▶ [DATA SHOWN]:
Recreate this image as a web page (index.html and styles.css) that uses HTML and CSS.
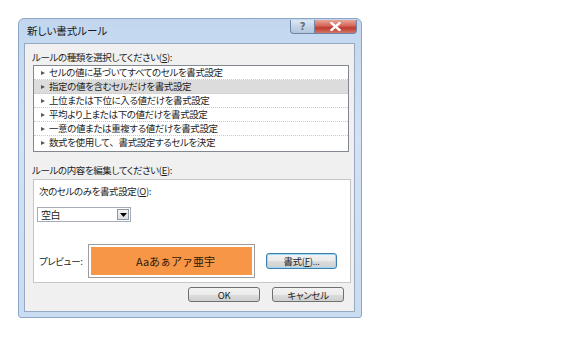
FILE: index.html
```html
<!DOCTYPE html>
<html lang="ja">
<head>
    <meta charset="UTF-8">
    <meta name="viewport" content="width=device-width, initial-scale=1.0">
    <title>新しい書式ルール</title>
    <link rel="stylesheet" href="styles.css">
</head>
<body>
    <div class="dialog"> <!-- Dialog window -->
        <div class="titlebar">
            <span class="title">新しい書式ルール</span>
            <div class="caption-buttons">
                <span class="btn-help">?</span>
                <span class="btn-close">
                    <svg width="11" height="9" viewBox="0 0 11 9"><path d="M1.5 1 L9.5 8 M9.5 1 L1.5 8" stroke="#fff" stroke-width="2.4" stroke-linecap="square"/></svg>
                </span>
            </div>
        </div>
        <div class="client">
            <div class="label">ルールの種類を選択してください(<u>S</u>):</div>
            <ul class="rule-list"> <!-- Rule types -->
                <li>セルの値に基づいてすべてのセルを書式設定</li>
                <li class="selected">指定の値を含むセルだけを書式設定</li>
                <li>上位または下位に入る値だけを書式設定</li>
                <li>平均より上または下の値だけを書式設定</li>
                <li>一意の値または重複する値だけを書式設定</li>
                <li>数式を使用して<span class="wide">、</span>書式設定するセルを決定</li>
            </ul>
            <div class="label label-edit">ルールの内容を編集してください(<u>E</u>):</div>
            <div class="panel"> <!-- Rule description -->
                <div class="label label-inner">次のセルのみを書式設定(<u>O</u>):</div>
                <div class="select">
                    <span class="select-text">空白</span>
                    <span class="select-arrow"><svg width="7" height="4" viewBox="0 0 7 4"><path d="M0 0 H7 L3.5 4 Z" fill="#000"/></svg></span>
                </div>
                <div class="preview-row">
                    <span class="preview-label">プレビュー:</span>
                    <div class="preview">
                        <div class="preview-sample">Aaあぁアァ亜宇</div>
                    </div>
                    <button class="btn btn-default">書式(<u>F</u>)...</button>
                </div>
            </div>
            <div class="actions">
                <button class="btn">OK</button>
                <button class="btn">キャンセル</button>
            </div>
        </div>
    </div>
</body>
</html>
```

FILE: styles.css
```css
* {
    margin: 0; /* reset */
    padding: 0;
    box-sizing: border-box;
}
body {
    font-family: "Noto Sans CJK JP", "Noto Sans", sans-serif;
    font-size: 9.5px;
    font-feature-settings: "palt"; /* proportional kana, like Meiryo UI */
    letter-spacing: -0.4px;
    color: #1e1e1e;
    background: #fff;
    padding: 18px 0 0 18px; /* dialog sits near the top left */
}
.dialog {
    width: 344px;
    height: 300px;
    border: 1px solid #8ca6c6;
    border-radius: 6px 6px 3px 3px;
    background: linear-gradient(180deg, #c2d7ef 0%, #d3e2f4 40%, #c9dcf1 100%);
    display: flex;
    flex-direction: column;
}
.titlebar {
    height: 24px;
    display: flex;
    justify-content: space-between;
    align-items: flex-start;
    padding: 0 4px 0 8px;
}
.title {
    font-size: 10.5px;
    line-height: 24px;
    letter-spacing: 0;
    color: #1a1a1a;
}
.caption-buttons {
    display: flex;
    margin-top: 1px;
}
.caption-buttons span {
    height: 14px;
    display: flex;
    align-items: center;
    justify-content: center;
    border: 1px solid #6d86a6;
    border-top: none;
}
.btn-help {
    width: 25px;
    border-radius: 0 0 0 4px;
    background: linear-gradient(180deg, #dde8f4 0%, #c4d4e6 50%, #b3c6dc 100%);
    color: #5f6b7a;
    font-weight: bold;
    font-size: 10px;
    font-family: "DejaVu Sans", sans-serif;
}
.btn-close {
    width: 42px;
    border-left: none !important;
    border-radius: 0 0 4px 0;
    background: linear-gradient(180deg, #e8a596 0%, #d6665a 45%, #bf3a2e 60%, #d27568 100%);
}
.client {
    flex: 1;
    margin: 0 6px 5px 5px;
    border: 1px solid #97a9c0;
    background: #f0f0f0;
    padding: 7px 6px 0 7px;
}
.label {
    line-height: 12px;
    white-space: nowrap;
}
.label u, .btn u {
    text-decoration: underline;
}
.rule-list {
    list-style: none;
    margin: 2px 0 0 1px;
    width: 316px;
    border: 1px solid #828790;
    background: #fff;
    padding-bottom: 1px;
}
.rule-list li {
    height: 14px;
    line-height: 13px;
    padding-left: 7px;
    border-bottom: 1px dotted #c8c8c8;
    white-space: nowrap;
}
.rule-list li:last-child {
    border-bottom: none;
}
.rule-list li::before {
    content: "";
    display: inline-block;
    border-left: 4px solid #555;
    border-top: 2.5px solid transparent;
    border-bottom: 2.5px solid transparent;
    margin-right: 4px;
    vertical-align: 1px;
}
.rule-list li.selected {
    background: #dcdcdc; /* highlighted row */
}
.wide {
    font-feature-settings: normal; /* full width comma */
}
.label-edit {
    margin-top: 12px;
}
.panel {
    margin: 3px 0 0 1px;
    width: 318px;
    height: 104px;
    border: 1px solid #c6c6c6;
    background: #fff;
    padding: 5px 3px 0 3px;
}
.label-inner {
    margin-left: 2px;
}
.select {
    margin-top: 10px;
    width: 94px;
    height: 15px;
    border: 1px solid #a5acb5;
    display: flex;
    align-items: center;
    justify-content: space-between;
    padding: 0 1px 0 3px;
}
.select-text {
    font-size: 10px;
    line-height: 13px;
}
.select-arrow {
    width: 12px;
    height: 11px;
    border: 1px solid #8e99a6;
    background: linear-gradient(180deg, #f4f4f4, #d9dde2);
    display: flex;
    align-items: center;
    justify-content: center;
}
.preview-row {
    margin-top: 22px;
    display: flex;
    align-items: center;
}
.preview-label {
    width: 51px;
    padding-left: 2px;
}
.preview {
    width: 167px;
    height: 34px;
    border: 1px solid #9c9c9c;
    padding: 2px;
    background: #fff;
}
.preview-sample {
    height: 100%;
    background: #f79646;
    display: flex;
    align-items: center;
    justify-content: center;
    font-size: 11px;
    letter-spacing: 0;
    color: #2b1a0a;
    padding-left: 8px;
    font-feature-settings: normal;
}
.btn {
    font-family: inherit;
    font-size: 9.5px;
    font-feature-settings: "palt";
    letter-spacing: -0.3px;
    color: #1e1e1e;
    height: 16px;
    border: 1px solid #707070;
    border-radius: 3px;
    background: linear-gradient(180deg, #f2f2f2 0%, #ebebeb 50%, #dddddd 51%, #cfcfcf 100%);
    cursor: pointer;
}
.btn-default {
    margin-left: 11px;
    width: 71px;
    border-color: #3c7fb1;
    box-shadow: inset 0 0 0 1px #9fd7f5;
}
.actions {
    display: flex;
    justify-content: flex-end;
    gap: 12px;
    margin-top: 4px;
    padding-right: 4px;
}
.actions .btn {
    width: 72px;
    height: 15px;
}
```
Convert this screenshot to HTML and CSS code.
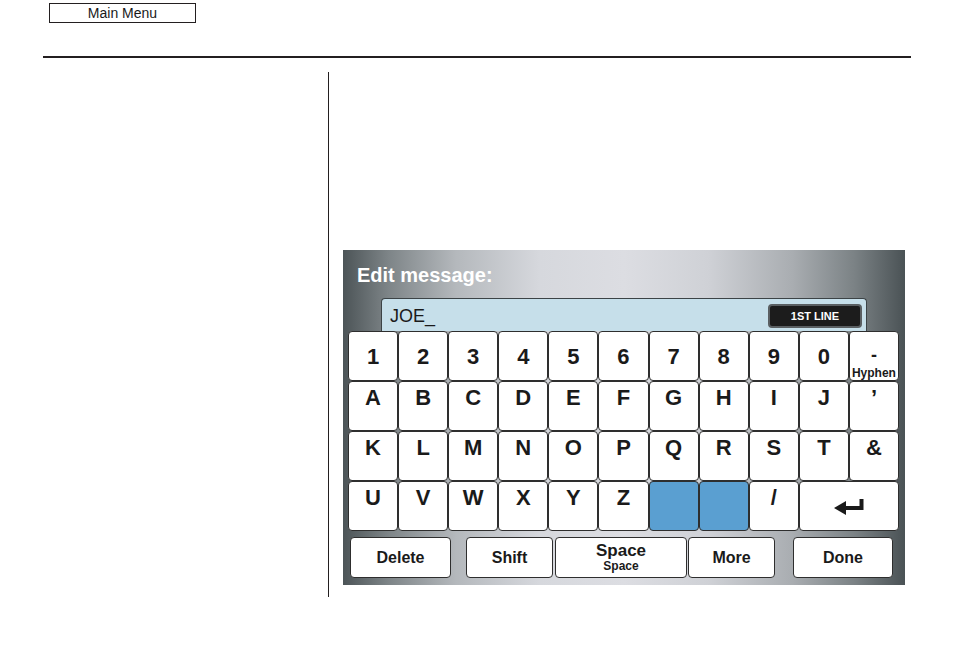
FILE: index.html
```html
<!DOCTYPE html>
<html>
<head>
<meta charset="utf-8">
<link rel="stylesheet" href="styles.css">
</head>
<body>
<div class="top">
  <div class="main-menu">Main Menu</div>
</div>
<div class="rule"></div>
<div class="content">
  <div class="panel">
    <div class="title">Edit message:</div>
    <div class="input">
      <span class="entry">JOE_</span>
      <span class="line-btn">1ST LINE</span>
    </div>
    <div class="keys">
      <div class="key r1">1</div><div class="key r1">2</div><div class="key r1">3</div><div class="key r1">4</div><div class="key r1">5</div><div class="key r1">6</div><div class="key r1">7</div><div class="key r1">8</div><div class="key r1">9</div><div class="key r1">0</div>
      <div class="key hyphen"><span class="dash">-</span><span class="sub">Hyphen</span></div>
      <div class="key">A</div><div class="key">B</div><div class="key">C</div><div class="key">D</div><div class="key">E</div><div class="key">F</div><div class="key">G</div><div class="key">H</div><div class="key">I</div><div class="key">J</div><div class="key">’</div>
      <div class="key">K</div><div class="key">L</div><div class="key">M</div><div class="key">N</div><div class="key">O</div><div class="key">P</div><div class="key">Q</div><div class="key">R</div><div class="key">S</div><div class="key">T</div><div class="key">&amp;</div>
      <div class="key">U</div><div class="key">V</div><div class="key">W</div><div class="key">X</div><div class="key">Y</div><div class="key">Z</div><div class="key blue"></div><div class="key blue"></div><div class="key">/</div>
      <div class="key enter">
        <svg width="30" height="18" viewBox="0 0 30 18"><path d="M27.5 1 V10 H11" fill="none" stroke="#1a1a1a" stroke-width="4"/><polygon points="0,10 12,3 12,17" fill="#1a1a1a"/></svg>
      </div>
    </div>
    <div class="bottom">
      <div class="btn b-delete">Delete</div>
      <div class="btn b-shift">Shift</div>
      <div class="btn b-space"><span>Space</span><span class="sub">Space</span></div>
      <div class="btn b-more">More</div>
      <div class="btn b-done">Done</div>
    </div>
  </div>
</div>
</body>
</html>
```
FILE: styles.css
```css
html, body {
  margin: 0;
  padding: 0;
  background: #fff;
  font-family: "Liberation Sans", Arial, sans-serif;
  color: #1a1a1a;
}
.top {
  height: 56px;
  padding-top: 3px;
  box-sizing: border-box;
}
.main-menu {
  margin-left: 49px;
  width: 147px;
  height: 20px;
  box-sizing: border-box;
  border: 1px solid #231f20;
  font-size: 14px;
  line-height: 18px;
  text-align: center;
}
.rule {
  margin-left: 43px;
  width: 868px;
  height: 2px;
  background: #231f20;
}
.content {
  margin-top: 14px;
  margin-left: 328px;
  border-left: 1px solid #231f20;
  height: 525px;
  box-sizing: border-box;
  padding: 178px 0 0 14px;
}
.panel {
  width: 562px;
  height: 335px;
  box-sizing: border-box;
  background: linear-gradient(90deg, #4c5457 0%, #7d8487 8%, #b4b8bc 20%, #d6d8dd 35%, #dcdde2 50%, #cfd1d6 65%, #a9adb1 80%, #7b8285 91%, #4a5255 100%);
  display: flex;
  flex-direction: column;
}
.title {
  color: #fff;
  font-weight: bold;
  font-size: 20px;
  line-height: 20px;
  padding: 15px 0 0 14px;
  height: 20px;
}
.input {
  margin: 13px 0 0 38px;
  width: 486px;
  height: 33px;
  box-sizing: border-box;
  background: #c6dfea;
  border: 1px solid #3c4346;
  border-bottom: none;
  border-radius: 4px 4px 0 0;
  display: flex;
  align-items: center;
  justify-content: space-between;
  padding: 0 4px 0 8px;
}
.entry {
  font-size: 18px;
  line-height: 18px;
  margin-top: 2px;
}
.line-btn {
  width: 94px;
  height: 24px;
  box-sizing: border-box;
  background: #1c1c1c;
  border: 2px solid #5a5f62;
  border-radius: 4px;
  color: #fff;
  font-weight: bold;
  font-size: 11px;
  display: flex;
  align-items: center;
  justify-content: center;
  margin-top: 1px;
}
.keys {
  margin-left: 5px;
  width: 551px;
  display: grid;
  grid-template-columns: repeat(11, 1fr);
  grid-template-rows: repeat(4, 50px);
}
.key {
  background: #fff;
  border: 1px solid #2e2e2e;
  border-radius: 4px;
  font-weight: bold;
  font-size: 22px;
  line-height: 22px;
  text-align: center;
  padding-top: 5px;
  box-sizing: border-box;
}
.key.r1 {
  padding-top: 14px;
}
.key.hyphen {
  display: flex;
  flex-direction: column;
  align-items: center;
  padding-top: 13px;
}
.key.hyphen .dash {
  display: block;
  font-size: 18px;
  line-height: normal;
}
.key.hyphen .sub {
  line-height: normal;
}
.sub {
  font-size: 12px;
  line-height: 13px;
  font-weight: bold;
}
.key.blue {
  background: #5a9fd1;
}
.key.enter {
  grid-column: span 2;
  display: flex;
  justify-content: center;
  padding-top: 16px;
}
.bottom {
  margin-top: 6px;
  display: flex;
  height: 41px;
}
.btn {
  background: #fff;
  border: 1px solid #2e2e2e;
  border-radius: 4px;
  box-sizing: border-box;
  height: 41px;
  font-weight: bold;
  font-size: 16px;
  display: flex;
  flex-direction: column;
  align-items: center;
  justify-content: center;
}
.b-delete { margin-left: 7px; width: 101px; }
.b-shift { margin-left: 15px; width: 87px; }
.b-space { margin-left: 2px; width: 132px; font-size: 17px; line-height: 17px; }
.b-space .sub { font-size: 12px; line-height: 14px; }
.b-more { margin-left: 1px; width: 87px; }
.b-done { margin-left: 18px; width: 100px; }
```
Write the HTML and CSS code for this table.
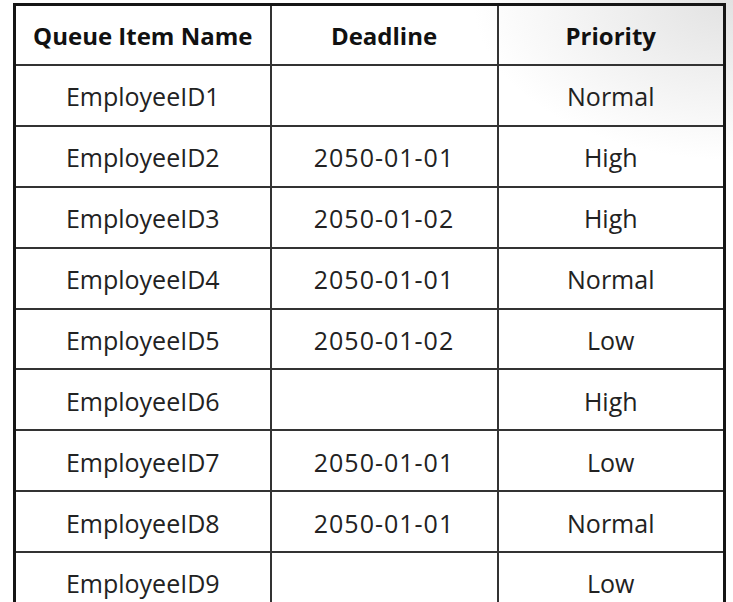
FILE: index.html
```html
<!DOCTYPE html>
<html>
<head>
<meta charset="utf-8">
<link rel="stylesheet" href="styles.css">
</head>
<body>
<div class="page">
<table class="queue">
  <colgroup><col class="c1"><col class="c2"><col class="c3"></colgroup>
  <thead>
    <tr><th>Queue Item Name</th><th>Deadline</th><th>Priority</th></tr>
  </thead>
  <tbody>
    <tr><td>EmployeeID1</td><td class="date"></td><td>Normal</td></tr>
    <tr><td>EmployeeID2</td><td class="date">2050-01-01</td><td>High</td></tr>
    <tr><td>EmployeeID3</td><td class="date">2050-01-02</td><td>High</td></tr>
    <tr><td>EmployeeID4</td><td class="date">2050-01-01</td><td>Normal</td></tr>
    <tr><td>EmployeeID5</td><td class="date">2050-01-02</td><td>Low</td></tr>
    <tr><td>EmployeeID6</td><td class="date"></td><td>High</td></tr>
    <tr><td>EmployeeID7</td><td class="date">2050-01-01</td><td>Low</td></tr>
    <tr><td>EmployeeID8</td><td class="date">2050-01-01</td><td>Normal</td></tr>
    <tr><td>EmployeeID9</td><td class="date"></td><td>Low</td></tr>
  </tbody>
</table>
</div>
</body>
</html>
```
FILE: styles.css
```css
html, body {
  margin: 0;
  padding: 0;
  background: #fff;
}
body {
  width: 733px;
  height: 602px;
  overflow: hidden;
  background: radial-gradient(ellipse 260px 160px at 733px 0px, #e2e2e2 0%, rgba(255,255,255,0) 100%), #fff;
}
.page {
  padding: 3px 0 0 13px;
}
.queue {
  border-collapse: collapse;
  table-layout: fixed;
  width: 713px;
  border: 3px solid #151515;
  font-family: "Open Sans", "Lato", sans-serif;
  color: #222;
  background: transparent;
}
.c1 { width: 256px; }
.c2 { width: 227px; }
.c3 { width: 227px; }
.queue th, .queue td {
  border: 2px solid #333;
  padding: 0;
  text-align: center;
  vertical-align: middle;
}
.queue th {
  height: 58px;
  font-weight: 700;
  font-size: 24px;
  color: #111;
}
.queue td {
  height: 56.875px;
  font-weight: 400;
  font-size: 25px;
  line-height: 34px;
  padding-top: 2px;
}
.queue td.date {
  letter-spacing: 1px;
}
```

▶ [THE PROBLEM]: Go through the data and gather every line that holds "code".

▶ [RESPONSE FOR THIS EXERCISE]:
Convert this screenshot to HTML and CSS code.
Write the HTML and CSS code for this table.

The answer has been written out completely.